Bids for the gas and electric system together were between $70,000 and $80,000.

Alderman Bruce Imholte said that while gas is the cheaper option now, since the city owns the electric, it should look at the future cost.

"The payback just wasn't there," City Inspector Cal Mayfield said.

He added that it would be a 20-year payoff and by then new equipment would likely need to be installed anyway.

"We did investigate every possible angle to make it dual," City Finance Officer Lou Guzek said, of gas and electric options.

Alderman Jim Anderson questioned if the system would be able to expand if the library expands. Johnson said yes, it wouldn't be a problem. He added that it wouldn't be a problem to add a dual heat feature in the future if wanted.

Because the library hadn't budgeted for the new heating system, funds for the $37,500 boiler from Green's Heating will be taken out of the liquor fund.

Also at the finance committee and city council, the aldermen discussed a proposal for a new sound system throughout the council chambers.

Bids ranged from $32,500 to $44,500 for the system, with another $3,200 for construction of a pedestal and podium.

Ruling out one of the bids, aldermen questioned if there was any reason to not go with the smaller bid.

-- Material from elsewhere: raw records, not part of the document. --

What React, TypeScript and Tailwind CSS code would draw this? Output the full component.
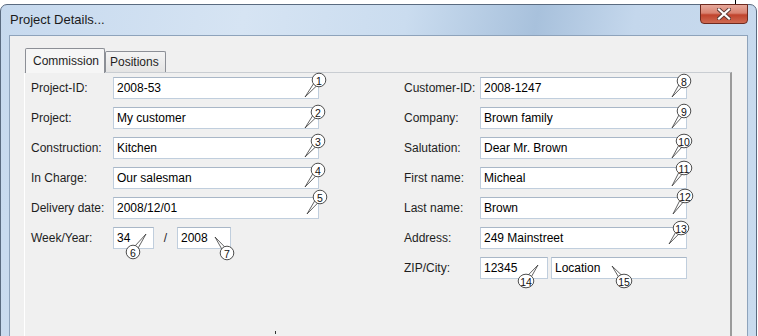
import React from 'react';

const leftRows: [string, string][] = [
  ['Project-ID:', '2008-53'],
  ['Project:', 'My customer'],
  ['Construction:', 'Kitchen'],
  ['In Charge:', 'Our salesman'],
  ['Delivery date:', '2008/12/01'],
];

const rightRows: [string, string][] = [
  ['Customer-ID:', '2008-1247'],
  ['Company:', 'Brown family'],
  ['Salutation:', 'Dear Mr. Brown'],
  ['First name:', 'Micheal'],
  ['Last name:', 'Brown'],
  ['Address:', '249 Mainstreet'],
];

// callout number, circle centre, tail tip (page coordinates)
const callouts: [number, number, number, number, number][] = [
  [1, 319, 80, 305, 97],
  [2, 318, 112, 305, 128],
  [3, 318, 141, 305, 157],
  [4, 318, 170, 305, 187],
  [5, 320, 197, 307, 214],
  [6, 133, 252, 146, 234],
  [7, 227, 253, 215, 237],
  [8, 684, 81, 672, 97],
  [9, 684, 111, 672, 128],
  [10, 684, 141, 672, 158],
  [11, 684, 168, 672, 186],
  [12, 685, 196, 673, 214],
  [13, 681, 228, 669, 244],
  [14, 526, 281, 538, 265],
  [15, 624, 281, 612, 266],
];

const Field = ({ value, className }: { value: string; className: string }) => (
  <div
    className={`h-[22px] bg-white border border-[#c0cedd] border-t-[#a9b7c7] flex items-center pl-[3px] text-[12px] text-black ${className}`}
  >
    {value}
  </div>
);

const Row = ({ label, value, labelW, fieldW }: { label: string; value: string; labelW: string; fieldW: string }) => (
  <div className="flex items-center">
    <span className={`${labelW} text-[12px] text-[#1e1e1e]`}>{label}</span>
    <Field value={value} className={fieldW} />
  </div>
);

const Callouts = () => (
  <svg className="absolute inset-0 pointer-events-none" width={758} height={336}>
    {callouts.map(([n, cx, cy, tx, ty]) => {
      const dx = tx - cx;
      const dy = ty - cy;
      const len = Math.hypot(dx, dy);
      const px = (-dy / len) * 2.6;
      const py = (dx / len) * 2.6;
      const rx = n > 9 ? 7.8 : 6.8;
      return (
        <g key={n}>
          <polygon
            points={`${cx + px},${cy + py} ${tx},${ty} ${cx - px},${cy - py}`}
            fill="#fff"
            stroke="#3a3a3a"
            strokeWidth={0.8}
          />
          <ellipse cx={cx} cy={cy} rx={rx} ry={6.8} fill="#fff" stroke="#3a3a3a" strokeWidth={0.9} />
          <text
            x={cx}
            y={cy + 0.5}
            fontSize={10.5}
            fontFamily="'Liberation Sans', Arial, sans-serif"
            textAnchor="middle"
            dominantBaseline="central"
            fill="#111"
          >
            {n}
          </text>
        </g>
      );
    })}
  </svg>
);

export default function App() {
  return (
    <div className="relative w-[758px] h-[336px] bg-white overflow-hidden font-['Liberation_Sans',Arial,sans-serif]">
      <div className="mt-[4px] w-[757px] h-[345px] rounded-t-[7px] border border-[#5a6b80] bg-[linear-gradient(100deg,#c6d9ee_0%,#d6e4f3_30%,#cadcef_50%,#a8c1dc_66%,#c4d7ec_78%,#c9dbee_100%)] flex flex-col">
        {/* title bar */}
        <div className="h-[30px] shrink-0 flex justify-between pl-[9px] pr-[8px]">
          <span className="self-center text-[13px] text-[#1b1b1b]">Project Details...</span>
          <div className="w-[48px] h-[20px] -mt-px rounded-b-[4px] border border-[#6e2a1f] bg-[linear-gradient(180deg,#e7a99b_0%,#d98270_45%,#c0432c_55%,#cf6a52_100%)] flex items-center justify-center">
            <svg width="14" height="12" viewBox="0 0 14 12">
              <path d="M2 1.5 L12 10.5 M12 1.5 L2 10.5" stroke="#5a3a35" strokeWidth="4" strokeLinecap="square" />
              <path d="M2 1.5 L12 10.5 M12 1.5 L2 10.5" stroke="#ffffff" strokeWidth="2.2" strokeLinecap="square" />
            </svg>
          </div>
        </div>

        {/* client area */}
        <div className="flex-1 min-h-0 px-[8px]">
          <div className="h-full border border-[#8ea3bb] bg-[#f0f0f0] pt-[12px] overflow-hidden">
            {/* tabs */}
            <div className="flex items-end ml-[15px] h-[24px]">
              <div className="relative z-10 w-[80px] h-[25px] -mb-px rounded-t-[2px] border border-b-0 border-[#8c8f96] bg-[#f6f6f6] flex items-center pl-[7px] text-[12px] text-[#1e1e1e]">
                Commission
              </div>
              <div className="w-[61px] h-[21px] rounded-t-[2px] border border-b-0 border-[#8c8f96] bg-[linear-gradient(180deg,#f4f4f4,#e4e4e4)] flex items-center pl-[4px] text-[12px] text-[#1e1e1e]">
                Positions
              </div>
            </div>

            {/* tab panel */}
            <div className="ml-[14px] w-[708px] h-[280px] border-t border-t-[#c9cdd2] border-l border-l-white border-r-2 border-r-[#9b9b9b] pt-[4px] pl-[6px] flex">
              <div className="flex flex-col gap-[8px]">
                {leftRows.map(([l, v]) => (
                  <Row key={l} label={l} value={v} labelW="w-[82px]" fieldW="w-[206px]" />
                ))}
                <div className="flex items-center">
                  <span className="w-[82px] text-[12px] text-[#1e1e1e]">Week/Year:</span>
                  <Field value="34" className="w-[41px]" />
                  <span className="w-[23px] text-center text-[12px] text-[#1e1e1e]">/</span>
                  <Field value="2008" className="w-[54px]" />
                </div>
              </div>

              <div className="ml-[85px] flex flex-col gap-[8px]">
                {rightRows.map(([l, v]) => (
                  <Row key={l} label={l} value={v} labelW="w-[76px]" fieldW="w-[207px]" />
                ))}
                <div className="flex items-center">
                  <span className="w-[76px] text-[12px] text-[#1e1e1e]">ZIP/City:</span>
                  <Field value="12345" className="w-[68px]" />
                  <Field value="Location" className="w-[136px] ml-[3px]" />
                </div>
              </div>
            </div>
          </div>
        </div>
      </div>

      <Callouts />

      {/* stray marks in the capture */}
      <div className="absolute left-[735px] top-0 w-px h-[4px] bg-black" />
      <div className="absolute left-[275px] top-[331px] w-px h-[3px] bg-[#333]" />
    </div>
  );
}
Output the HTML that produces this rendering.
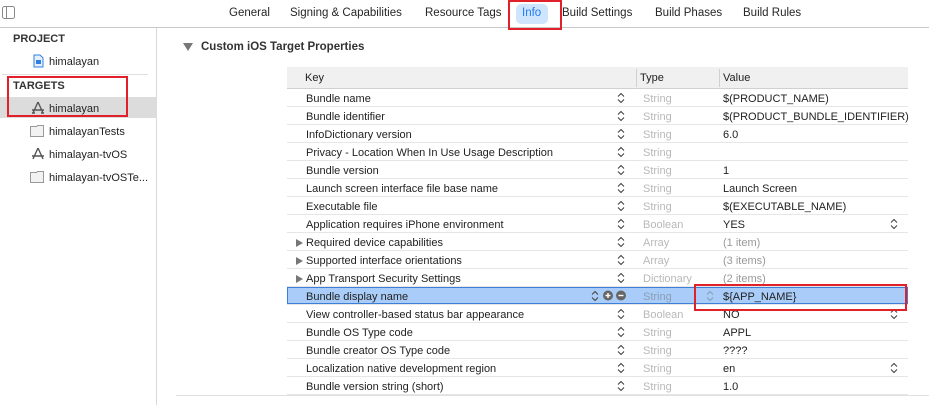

"I can answer that," City Administrator Bob Louiseau said, "because we have no money budgeted for this."

Guzek agreed and said the council could decide to budget for the project in the future, but with just taking money from the liquor fund for the library heating system, it didn't seem best to take more for a system that wasn't really needed.

"It's really not a necessity," Alderman Dave Aune agreed.

The city is also preparing for other costs, like with the Highway 10 project for example, that may come up in the next year or two.

"It would be nice, but how are we going to pay for this?" Alderman Leonard Heltemes said.

The matter was referred to the budget committee for further discussion in the future.